It was written under the title RELENTLESS, but their beloved producer Irvin Shapiro convinced them to change it to THE XYZ MURDERS. And one time I was going through old newspapers and learned that it played the Seattle International Film Festival under the title BROKEN HEARTS AND NOSES. Campbell’s book mentions it playing in Seattle, saying it was the only time it ever went over well with a crowd, because the guy who introduced it warned that it was “silly.”

Raimi and the Coens don’t talk about the movie much. In 2014 Raimi told the Nerdist podcast:

“We made a terrible movie that was butchered by the studios called Crimewave. They wouldn’t let me star Bruce Campbell a couple weeks before it started to shoot. They changed the music and they re-edited the whole thing. It was really unpleasant … right after we were finished shooting, in the midst of editing it, they took the picture away from me. They wouldn’t let me edit the picture. They hired their own editor. It’s too unpleasant to talk about.”
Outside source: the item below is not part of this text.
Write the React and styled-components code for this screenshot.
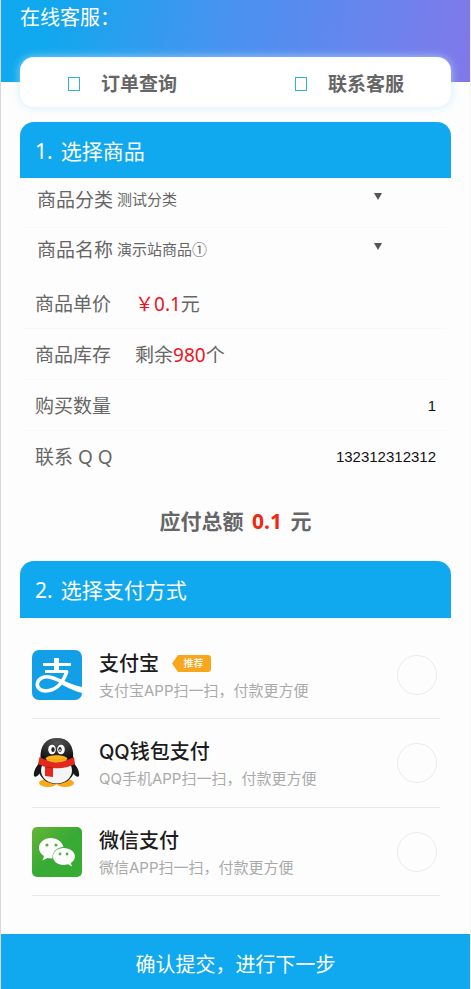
import React from "react";
import styled, { createGlobalStyle } from "styled-components";

const GlobalStyle = createGlobalStyle`
  *, *::before, *::after { box-sizing: border-box; }
  body {
    margin: 0;
    background: #fdfdfd;
    color: #666;
    font-family: "Noto Sans", "Noto Sans CJK SC", sans-serif;
  }
`;

const Page = styled.form`
  display: flex;
  flex-direction: column;
  min-height: 100vh;
  border-left: 1px solid #d8d8d8;
  border-right: 1px solid #f4f4f4;
`;

const Banner = styled.header`
  height: 82px;
  padding: 0 19px;
  background: linear-gradient(100deg, #10a8ee 10%, #4594f0 45%, #8078ea 100%);
  color: #fff;
  font-size: 20px;
  line-height: 36px;
`;

const QuickLinks = styled.nav`
  display: flex;
  align-items: center;
  justify-content: space-between;
  height: 50px;
  margin: -25px 19px 15px;
  padding: 4px 47px 0 48px;
  border-radius: 14px;
  background: #fff;
  box-shadow: 0 0 10px rgba(190, 232, 255, 0.7);
`;

const QuickLink = styled.a`
  display: flex;
  align-items: center;
  gap: 21px;
  color: #666;
  font-size: 19px;
  font-weight: 700;
  line-height: 28px;
  text-decoration: none;

  &::before {
    content: "";
    width: 12px;
    height: 14px;
    border: 1px solid #2bb3dc;
  }
`;

const Section = styled.section`
  margin: 0 19px;
`;

const SectionTitle = styled.h2`
  display: flex;
  gap: 8px;
  margin: 0;
  padding: 2px 15px 0;
  border-radius: 14px 14px 0 0;
  background: #10a8ee;
  color: #fff;
  font-size: 21px;
  font-weight: 400;
  line-height: ${(p) => p.$height - 2}px;
`;

const Row = styled.div`
  display: flex;
  align-items: center;
  height: ${(p) => (p.$picker ? 50 : 51)}px;
  margin: 0 4px;
  padding: ${(p) => (p.$picker ? "0 63px 8px 13px" : "0 11px")};
  border-bottom: 1px solid ${(p) => (p.$last ? "transparent" : "#f7f7f7")};
  font-size: 19px;
`;

const Label = styled.label`
  flex: none;
  white-space: pre;
`;

const Value = styled.span`
  margin-left: 24px;
`;

const Price = styled.span`
  color: #f0121e;
`;

const Picker = styled.div`
  display: grid;
  flex: 1;
  align-items: center;
  margin-left: 4px;

  & > * { grid-area: 1 / 1; }
  & > svg { justify-self: end; margin: 0 2px 4px 0; pointer-events: none; }
`;

const Select = styled.select`
  width: 100%;
  padding: 0;
  border: 0;
  outline: 0;
  appearance: none;
  background: transparent;
  color: #666;
  font-family: inherit;
  font-size: 15px;
  line-height: 24px;
`;

const TextInput = styled.input`
  flex: 1;
  min-width: 0;
  padding: 0;
  border: 0;
  outline: 0;
  background: transparent;
  color: #111;
  font-family: "Liberation Sans", sans-serif;
  font-size: 15px;
  text-align: right;
`;

const Total = styled.p`
  margin: 0;
  font-size: 21px;
  font-weight: 700;
  line-height: 79px;
  text-align: center;

  strong { margin: 0 3px; color: #f0280f; font-weight: 700; }
`;

const Methods = styled.div`
  display: flex;
  flex-direction: column;
  padding: 13px 11px 0 12px;
`;

const Method = styled.label`
  display: flex;
  align-items: center;
  gap: 17px;
  height: ${(p) => p.$height}px;
  padding: 0 3px 0 0;
  border-bottom: 1px solid #e8e8e8;

  & > svg { flex: none; }
`;

const MethodText = styled.span`
  display: flex;
  flex: 1;
  flex-direction: column;
  gap: 2px;
  padding-top: 2px;
`;

const MethodName = styled.span`
  display: flex;
  align-items: center;
  gap: 13px;
  color: #1c1c1c;
  font-family: Inter, "Noto Sans CJK SC", sans-serif;
  font-size: 20px;
  font-weight: 500;
  line-height: 28px;
`;

const MethodHint = styled.span`
  color: #aaa;
  font-family: Inter, "Noto Sans CJK SC", sans-serif;
  font-size: 15px;
  line-height: 22px;
  white-space: nowrap;
`;

const Badge = styled.span`
  width: 39px;
  padding-left: 4px;
  border-radius: 3px;
  background: #f8a61c;
  clip-path: polygon(0 50%, 6px 0, 100% 0, 100% 100%, 6px 100%);
  color: #fff;
  font-size: 10px;
  line-height: 17px;
  text-align: center;
`;

const Radio = styled.input`
  width: 40px;
  height: 40px;
  margin: 0;
  border: 1px solid #ebebeb;
  border-radius: 50%;
  appearance: none;

  &:checked { border: 12px solid #10a8ee; }
`;

const Submit = styled.button`
  margin-top: auto;
  padding: 7px 0 0;
  border: 0;
  background: #10a8ee;
  color: #fff;
  font-family: inherit;
  font-size: 20px;
  line-height: 48px;
`;

const Arrow = () => (
  <svg width="8" height="7" viewBox="0 0 8 7" aria-hidden="true">
    <path d="M0 0h8L4 7z" fill="#555" />
  </svg>
);

const AlipayIcon = () => (
  <svg width="50" height="50" viewBox="0 0 50 50" aria-hidden="true">
    <rect width="50" height="50" rx="7" fill="#139fe8" />
    <g fill="none" stroke="#fff">
      <path d="M24.500 8v12" strokeWidth="5" />
      <path d="M11 14.500h28M13 21.500h23" strokeWidth="2.800" />
      <path
        d="M35 21c-3 9-9 18-18 19.500C9 42 4.500 38 5.500 33c1-5 7-7.500 14-5.500C28 30 37 36 50 40"
        strokeWidth="3.600"
      />
    </g>
    <path d="M29 30c7 3 14 5.500 21 7v6c-8-2-16-6-23-10z" fill="#fff" />
  </svg>
);

const QQIcon = () => (
  <svg width="50" height="50" viewBox="0 0 50 50" aria-hidden="true">
    <defs>
      <radialGradient id="qqHead" cx="50%" cy="20%" r="80%">
        <stop offset="0" stopColor="#555" />
        <stop offset="1" stopColor="#111" />
      </radialGradient>
    </defs>
    <ellipse cx="16" cy="45" rx="9" ry="4" fill="#f9a818" />
    <ellipse cx="33" cy="45" rx="9" ry="4" fill="#f9a818" />
    <path d="M9 23C4 28 1 34 2 38c1 2 4 0 6-3zM40 23c5 5 8 11 7 15-1 2-4 0-6-3z" fill="#181818" />
    <ellipse cx="24.500" cy="30.500" rx="18" ry="15.500" fill="#181818" />
    <ellipse cx="24.500" cy="32.500" rx="15.500" ry="13" fill="#f4f4f4" />
    <path d="M8.500 22C7.500 7 14 0 25 0s17.500 7 16 22z" fill="url(#qqHead)" />
    <ellipse cx="20" cy="11.500" rx="3.800" ry="4.800" fill="#fff" />
    <ellipse cx="29" cy="11.500" rx="3.800" ry="4.800" fill="#fff" />
    <ellipse cx="21" cy="11.500" rx="1.700" ry="2.500" fill="#222" />
    <ellipse cx="28" cy="11.500" rx="1.700" ry="2.500" fill="#222" />
    <ellipse cx="28" cy="12.300" rx=".6" ry="1.200" fill="#fff" />
    <path d="M7.500 19c11 6 23 6 34.500 0l1 7c-8 4-15 5-22 4v9l-8-1v-9l-7-3z" fill="#e5281d" />
    <path d="M14 29l7 1" stroke="#ae1813" strokeWidth="1" />
    <path d="M13.500 20.500c2-4 19-4.500 22 0-3 5-18 5.500-22 0z" fill="#fcb31d" />
    <path d="M16 21c6 1.500 12 1.500 17 0" fill="none" stroke="#e8970f" strokeWidth=".6" />
  </svg>
);

const WechatIcon = () => (
  <svg width="50" height="50" viewBox="0 0 50 50" aria-hidden="true">
    <defs>
      <linearGradient id="wechatTile" x1="0" y1="0" x2="1" y2="1">
        <stop offset="0" stopColor="#65b536" />
        <stop offset=".5" stopColor="#37aa35" />
        <stop offset="1" stopColor="#37ad32" />
      </linearGradient>
    </defs>
    <rect width="50" height="50" rx="5" fill="url(#wechatTile)" />
    <path
      d="M19 11C12 11 7 15.500 7 21c0 3.500 2 6 5 8l-1.500 4.500L15.500 31c1.500.4 3 .5 5 .4C20 24 26 20 31.500 20 30 14.500 25 11 19 11z"
      fill="#fff"
    />
    <path
      d="M31.500 21C25.500 21 21 25 21 29.500S25.500 38 31.500 38c1.500 0 3-.2 4.300-.7L40 39.500 38.800 36c2.400-1.500 4.200-4 4.200-6.500 0-4.500-5-8.500-11.500-8.500z"
      fill="#fff"
    />
    <g fill="#5aae43">
      <circle cx="15" cy="18" r="1.600" />
      <circle cx="24" cy="18" r="1.600" />
      <circle cx="28" cy="27" r="1.400" />
      <circle cx="35" cy="27" r="1.400" />
    </g>
  </svg>
);

const methods = [
  { id: "alipay", name: "支付宝", hint: "支付宝APP扫一扫，付款更方便", Icon: AlipayIcon, badge: "推荐", height: 88 },
  { id: "qqpay", name: "QQ钱包支付", hint: "QQ手机APP扫一扫，付款更方便", Icon: QQIcon, height: 89 },
  { id: "wxpay", name: "微信支付", hint: "微信APP扫一扫，付款更方便", Icon: WechatIcon, height: 88 },
];

export default function App() {
  return (
    <>
      <GlobalStyle />
      <Page onSubmit={(e) => e.preventDefault()}>
        <Banner>在线客服：</Banner>
        <QuickLinks>
          <QuickLink href="#orders">订单查询</QuickLink>
          <QuickLink href="#service">联系客服</QuickLink>
        </QuickLinks>

        <Section>
          <SectionTitle $height={56}><span>1.</span> <span>选择商品</span></SectionTitle>
          <Row $picker>
            <Label htmlFor="category">商品分类</Label>
            <Picker>
              <Select id="category">
                <option>测试分类</option>
              </Select>
              <Arrow />
            </Picker>
          </Row>
          <Row $picker $last>
            <Label htmlFor="product">商品名称</Label>
            <Picker>
              <Select id="product">
                <option>演示站商品①</option>
              </Select>
              <Arrow />
            </Picker>
          </Row>
          <Row>
            <span>商品单价</span>
            <Value><Price>￥0.1</Price>元</Value>
          </Row>
          <Row>
            <span>商品库存</span>
            <Value>剩余<Price>980</Price>个</Value>
          </Row>
          <Row>
            <Label htmlFor="quantity">购买数量</Label>
            <TextInput id="quantity" defaultValue="1" />
          </Row>
          <Row $last>
            <Label htmlFor="contact">联系 Q Q</Label>
            <TextInput id="contact" defaultValue="132312312312" />
          </Row>
          <Total>应付总额 <strong>0.1</strong> 元</Total>
        </Section>

        <Section>
          <SectionTitle $height={57}><span>2.</span> <span>选择支付方式</span></SectionTitle>
          <Methods>
            {methods.map(({ id, name, hint, Icon, badge, height }) => (
              <Method key={id} $height={height}>
                <Icon />
                <MethodText>
                  <MethodName>
                    {name}
                    {badge && <Badge>{badge}</Badge>}
                  </MethodName>
                  <MethodHint>{hint}</MethodHint>
                </MethodText>
                <Radio type="radio" name="payment" value={id} />
              </Method>
            ))}
          </Methods>
        </Section>

        <Submit type="submit">确认提交，进行下一步</Submit>
      </Page>
    </>
  );
}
In The Evil Dead Companion he says, “I’m not even saying the picture I gave them was good, but it had four times as many great moments. Now there’s maybe one great moment and two good moments, but I had five great moments. The movie was never really good, but it would have been a hell of a lot better if Embassy had left it alone.”

I don’t know. I think I could count more great moments than that.

In the same book producer Rob Tapert theorizes “It doesn’t know exactly what it wants to be. It wants to be entertainment, but is it an action movie? Is it a romantic comedy? It doesn’t really fit into any genre, so you don’t know how to respond.”

I hate when people say stuff like that. It wants to be a broad comedy version of a noir with some horrific parts and some action sequences. Or if not it ended up as one. Sometimes the movies that don’t adhere to the expectations of the genre are the most interesting ones. Some of those even have your name in the credits, Tapert!

Campbell in his book says that “CRIMEWAVE was a lesson about abject failure – no matter how you slice it, the film was a dog,” but he doesn’t find it too unpleasant to talk about, so he recorded a very informative and entertaining commentary track that’s on the Shout Factory Blu-Ray and DVD. He was a very hands-on producer so he has plenty to say about everything beyond just playing Renaldo, and he has a very good attitude about the casting: he figures if the studio had let him star it still would have failed and might have taken his acting career down with it.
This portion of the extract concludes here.